Investing in the stock market has become far more widespread over the last two decades, as 84 million people - representing nearly half of all American households - owning stock. Tax-deferred investment tools such as 401(k) plans and individual retirement accounts (IRAs) have placed millions of Americans who make $60,000 or less per year into the "investor class." Therefore, while the tax was originally intended to eliminate many of the tax breaks to top-income filers, more middle-income filers are paying the tax today.
Because of the dividend tax law, many of the largest corporations in the U.S. have moved away from paying dividends, choosing instead to reinvest earnings in their enterprises, ultimately adding shareholder value in the form of capital growth. Basically, the idea behind this is that if business increases, so does the value of a stock. Investors would capitalize on this growth by selling the stock and paying capital gains tax on the increased value. Because capital gains are taxed at a lower rate than dividends, these investors had a higher after-tax return because they were not doubled taxed.

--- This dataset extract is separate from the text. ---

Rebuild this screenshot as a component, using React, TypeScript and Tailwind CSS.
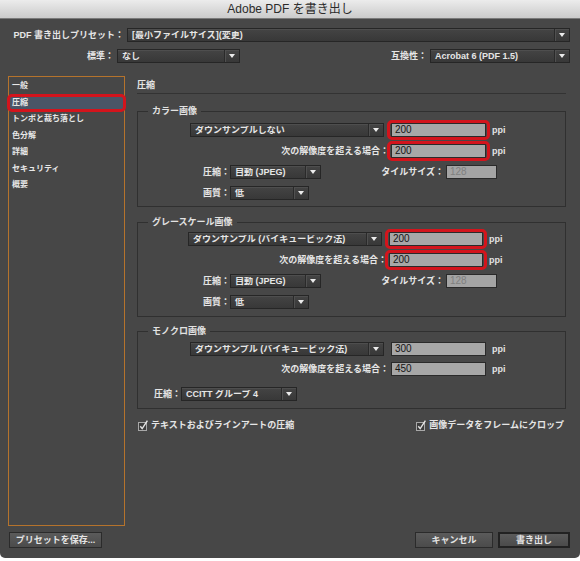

However, since the stock market crash in 2000, capital gains have been scarce, and stock prices have dropped. Therefore, once miniscule dividends are now generating attractive yield figures. As a result, President George Bush has proposed eliminating dividend tax -- an issue that has caused great debate in the United States.
In January 2003, President Bush revealed his new economic growth package, which proposed to eliminate the double-taxation of dividend income (Mowbray, 2003). Despite $100 billion-plus cost of the supply-side proposal, enough Democrats are likely to support it to give Bush a margin of victory on the high-profile tax cut aimed at helping the "investor class."
Eliminating the taxes people pay on dividend income would have a strong impact on a good deal of the American public. However, while tens of millions of Americans pay dividend tax every year, eliminating it has not gained any political traction until this year.
While Republicans have been supporting investors for years, Democrats are only now supporting what they view as a constituency that could put them back in power. A Democrat pollster recently found that that are now more people who own stocks than hold jobs among the electorate, by a margin of 66% to 53%
Prior to the November elections, two modest tax cuts were pushed through as a show of support for investors. However, eliminating the dividend tax was not even considered, let alone included in the final package. Yet one suggestion from Charles Schwab, a famous Wall Street player to the President heated up the issue.
Schwab suggested to President Bush that the double taxation of dividends should end. Within a couple months, the idea was supported by many of Washington's top officials. Eliminating the dividend tax appeals to many voters so it appears to be a shoo-in.
Currently, dividends are taxed twice, once when a corporation declares profit, and again when the investor gets his cut. For example, is a corporation has $1,000 in profit to pay out in dividends, it would first pay taxes of $350, and then the shareholder would have to pay up to $253 in taxes on his $650 dividend -- meaning the government takes up to 60% of the original $1,000 profit. For this reason, the number of companies paying dividends has declined.
Eliminating the dividend tax is so greatly supported partly in because it benefits all investors, showing little favoritism for the rich. For example, eliminating the capital gains tax would be criticized as a giveaway to the rich. This concept has been attempted many times and has never succeeded. However, eliminating the dividend tax has no such history and is much more likely to happen.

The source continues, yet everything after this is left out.